- Native name: إدريس جماع
- Born: 1 January 1922 Halfaya al-Muluk, Khartoum North, Democratic Republic of the Sudan
- Died: 27 March 1980 (aged 58) Halfaya al-Muluk, Khartoum North, Democratic Republic of the Sudan
- Occupation: poet; teacher;
- Language: Arabic

= Idris Jamma' =

Sudanese poet (1922-1980)

Idress Muhammed Jamma' (إدريس محمد جماع; 1 January 1922 – 27 March 1980) was a Sudanese poet whose only collection of poems, which is titled The Lasting moments (لحظات باقية), was published in 1969. Jamma' was born and raised in Halfaya al-Muluk, Khartoum North, in a notable family. He graduated from Teachers College in Bakht al-Ruda in Ed Dueim in the late 1930s. He worked as a schoolteacher in the 1940s, continued his higher education in Egypt in Dar al-Ulum until 1951 and returned to teaching in Sudan. In his later years, Jamma' was affected by a disorder of consciousness and died at the age of 58 in his hometown.

== Biography ==
=== Early years ===
Idress Muhammed Jamma' was born and raised in Halfaya al-Muluk, Khartoum North, Democratic Republic of the Sudan on 1 January 1922. He descends from the Sheikhs of the Halfayah, Abdallabi tribe, and his nasab (patronymic name) is Idris bin Muhammad bin Al-Amin bin Nasser bin Al-Amin bin Mismar. He joined Sheikh Muhammad Nur Ibrahim's kuttab and then attended primary school. He continued his studies at Omdurman Middle School in 1934 but his family's finances were limited so he did not stay more than two months. In 1936 he enrolled in the teachers' training college at University of Bakhtalruda in Ed Dueim.

=== Middle years ===
After graduating in 1941, Jamma' was appointed as a teacher at Tangasi Island, Northern state; he then worked at Khartoum Primary School and Halfaya Al-Muluk in 1944 in his hometown. In 1947, Jamma' resigned from the Sudanese Ministry of Education, migrated to Egypt and joined the Teachers Institute in Zaytoun, then Dar al-Ulum, and in 1951 he obtained a Bachelor of Art in Arabic language, literature and Islamic studies. Jamma' returned to Sudan and worked a teacher at the Institute of Education in Shendi in 1952, then transferred to University of Bakhtalruda in 1955, then he returned to Khartoum, and finally Khartoum North in 1956.

=== Final years and death ===
It is unknown if Jamma wrote poetry after he began suffering from a disorder of consciousness in the early 1960s, which lasted until his death. In his last years, Jamma' was subjected to enormous psychological shocks, which he did not disclose.
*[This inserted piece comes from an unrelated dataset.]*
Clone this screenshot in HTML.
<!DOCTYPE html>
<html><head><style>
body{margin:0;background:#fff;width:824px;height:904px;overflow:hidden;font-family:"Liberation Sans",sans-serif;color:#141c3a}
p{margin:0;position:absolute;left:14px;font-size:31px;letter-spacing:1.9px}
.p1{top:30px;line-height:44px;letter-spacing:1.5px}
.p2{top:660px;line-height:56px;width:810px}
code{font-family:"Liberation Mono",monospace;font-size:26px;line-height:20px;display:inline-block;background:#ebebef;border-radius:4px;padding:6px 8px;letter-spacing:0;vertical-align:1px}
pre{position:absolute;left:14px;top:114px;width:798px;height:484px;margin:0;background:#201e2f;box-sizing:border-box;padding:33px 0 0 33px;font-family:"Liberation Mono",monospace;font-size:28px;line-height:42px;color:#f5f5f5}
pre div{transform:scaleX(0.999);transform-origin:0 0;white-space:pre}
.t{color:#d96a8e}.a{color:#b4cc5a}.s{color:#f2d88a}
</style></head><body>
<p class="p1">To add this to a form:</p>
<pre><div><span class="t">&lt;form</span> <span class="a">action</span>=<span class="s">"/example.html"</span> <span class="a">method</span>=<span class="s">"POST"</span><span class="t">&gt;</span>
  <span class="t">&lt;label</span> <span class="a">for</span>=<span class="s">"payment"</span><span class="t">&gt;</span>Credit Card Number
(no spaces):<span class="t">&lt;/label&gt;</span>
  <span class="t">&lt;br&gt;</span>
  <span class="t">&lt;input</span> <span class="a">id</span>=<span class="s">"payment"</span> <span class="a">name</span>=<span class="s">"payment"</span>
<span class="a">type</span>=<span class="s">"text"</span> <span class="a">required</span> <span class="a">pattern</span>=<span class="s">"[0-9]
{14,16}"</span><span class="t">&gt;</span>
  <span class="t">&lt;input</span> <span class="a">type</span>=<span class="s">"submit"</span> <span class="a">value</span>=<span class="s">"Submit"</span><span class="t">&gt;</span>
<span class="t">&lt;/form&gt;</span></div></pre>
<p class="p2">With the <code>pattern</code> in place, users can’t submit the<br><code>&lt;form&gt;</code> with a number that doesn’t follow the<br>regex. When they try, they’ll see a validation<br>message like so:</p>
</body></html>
He isolated himself from people after he suffered a stupor that progressed into a disorder of consciousness. Jamma' died at Khartoum North Hospital on 27 March 1980.

== Poetry ==
Idress Jamma' was a distinguished Sudanese poet of the 20th century, though he published only one poetry collection. He wrote many famous poems, some of which were sung by a number of Sudanese and other singers, and others have been included in Arabic-language literature curricula in Sudan. His poetry is characterized by excessive lyricism and clear language. He is one of the closest poets to the Al-Tijani Yusuf Bashir School of Poetry.

Jammas only published poetry collection is titled The Last moments (لحظات باقية), and was published in 1969. It was collected by some of his friends and relatives because he was unable to do so due to his poor health. According to a 2015 Dictionary of Modern Arabic Literature, Jammas poetry is characterized by transparent sadness; according to the same source:
He is a realistic poet who is well-versed in his language and style. Some of his poems are characterized by the reflection and depth he gained from his harsh experiences and miserable life ... faithful to classical [Arabic] poetry until the last breath. He was against ambiguity.
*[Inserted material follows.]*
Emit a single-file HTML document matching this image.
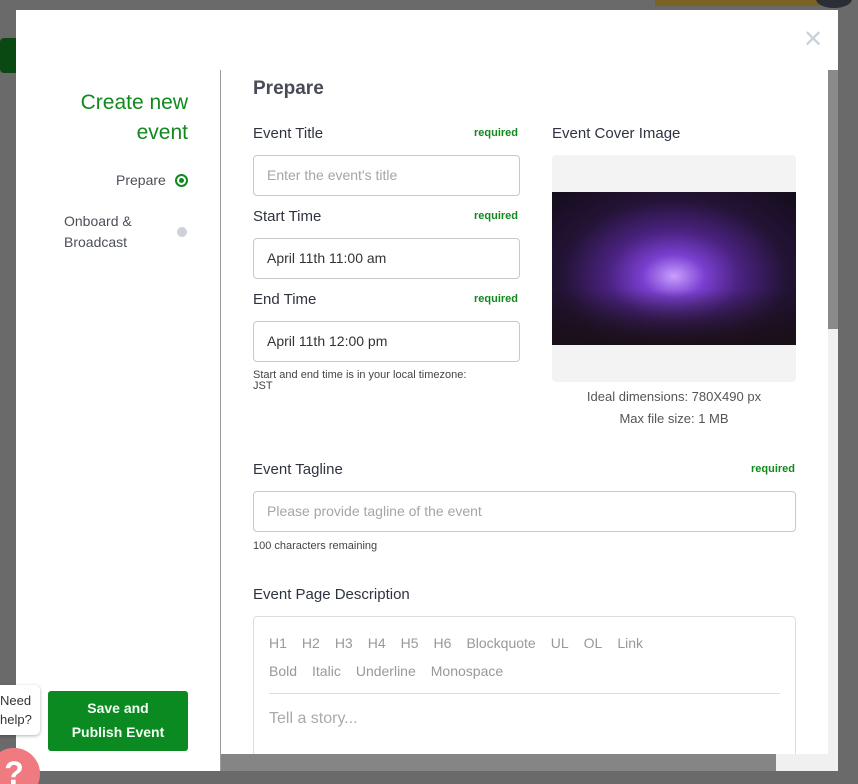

He also wrote political poetry. According to Al Babtain Dictionary:

His poetry is a true expression of his conscience and his nation's sentiments, in which he described various human feelings, joy, pain, and sadness. He also described the National Revolution,, who is ardent of the freedom of his homeland and the dignity of his nation. In his poetry, he described a beautiful connection between Sudan and his Arab and Islamic nation. He addressed Algeria, Egypt and Palestine, and stormed the issues of liberation in the world. In his poetry there is tenderness, sincerity of emotion, and beauty of imagination.

Sudanese novelist Imad Bulayk said Jamma' had a character that combined the romantic and national movements in his poetry, but beauty and love were the center of his poems, "which overflows with charming meanings in this context".